Here is some sample output from cUrl. I already have a browser open to https://MYDOMAIN.atlassian.net (it's sitting on the login screen), but I've left it sitting for a while so the connection would be stale.

cUrl output before refreshing the browser:

* Hostname was NOT found in DNS cache
*   Trying 165.254.226.145...
* connect to 165.254.226.145 port 443 failed: Timed out
* Failed to connect to MYDOMAIN.atlassian.net port 443: Timed out
* Closing connection 0

cUrl output when I run right after refreshing the browser:

* Hostname was NOT found in DNS cache
*   Trying 165.254.226.145...
* Connected to MYDOMAIN.atlassian.net (165.254.226.145) port 443 (#0)
* successfully set certificate verify locations:
*   CAfile: C:\Users\Administrator\AppData\Local\Apps\cURL\bin\curl-ca-bundle.crt
  CApath: none
* SSLv3, TLS handshake, Client hello (1):
* SSLv3, TLS handshake, Server hello (2):
* SSLv3, TLS handshake, CERT (11):
* SSLv3, TLS handshake, Server key exchange (12):
... rest of handshake and HTML for a 401 error page because I didn't force pre-authentication ...

Updated

I added Wireshark results to questions above.

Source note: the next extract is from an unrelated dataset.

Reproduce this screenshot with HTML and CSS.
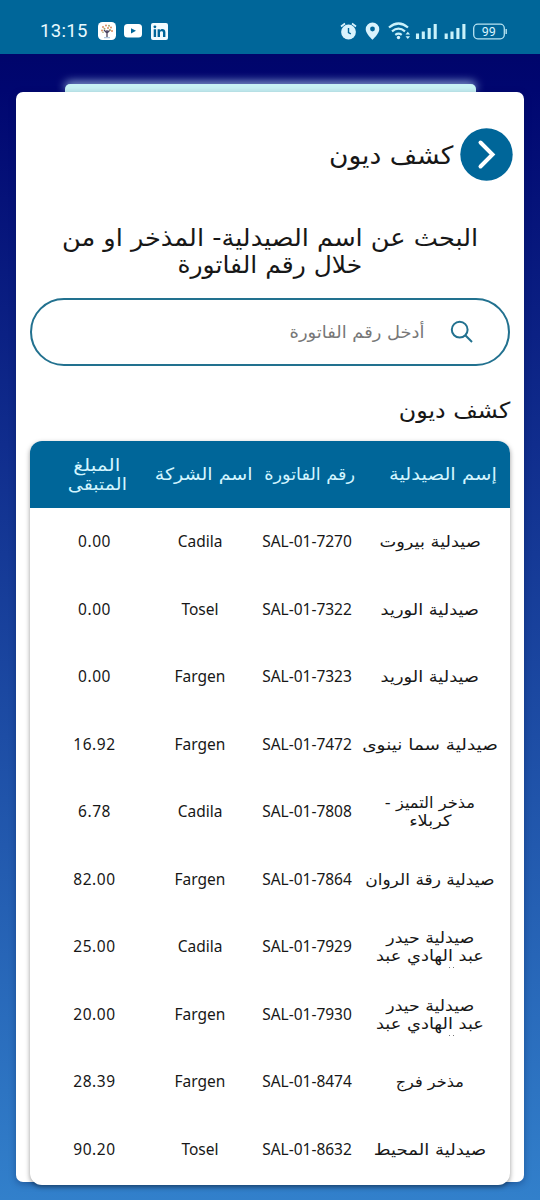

I've now also found that if I run the cUrl command and cancel it before it times out and immediately run it again, it is successful. if I let the cUrl command timeout then immediately run it again, it times out again.

If I run the PoSH command and cancel it before it times out and immediately run it again, I can actually run it 5+ times in a row successfully.

This is definately something networking related, I'm going to see if re-running the command eventually gets to a point where it times out again or if cancelling out of the first call somehow lets me keep making subsequent calls as long as I can (which may be possible, I think PoSH is taking advantage of keep alive once the initial connection is formed).

Best Answer

My temporary "solution" is to use a short timeout on the initial calls and immediately retry if they fail. The timeout is short enough that on this server it fails and then retries again fast enough to start communicating successfully (just like when I ran it manually, cancelled it, then ran again).

So far it looks like having one timeout and retry is good enough to keep the connection working for the rest of the automation script to run problem-free.

This is a workaround, I'm still looking for the root cause and a better answer.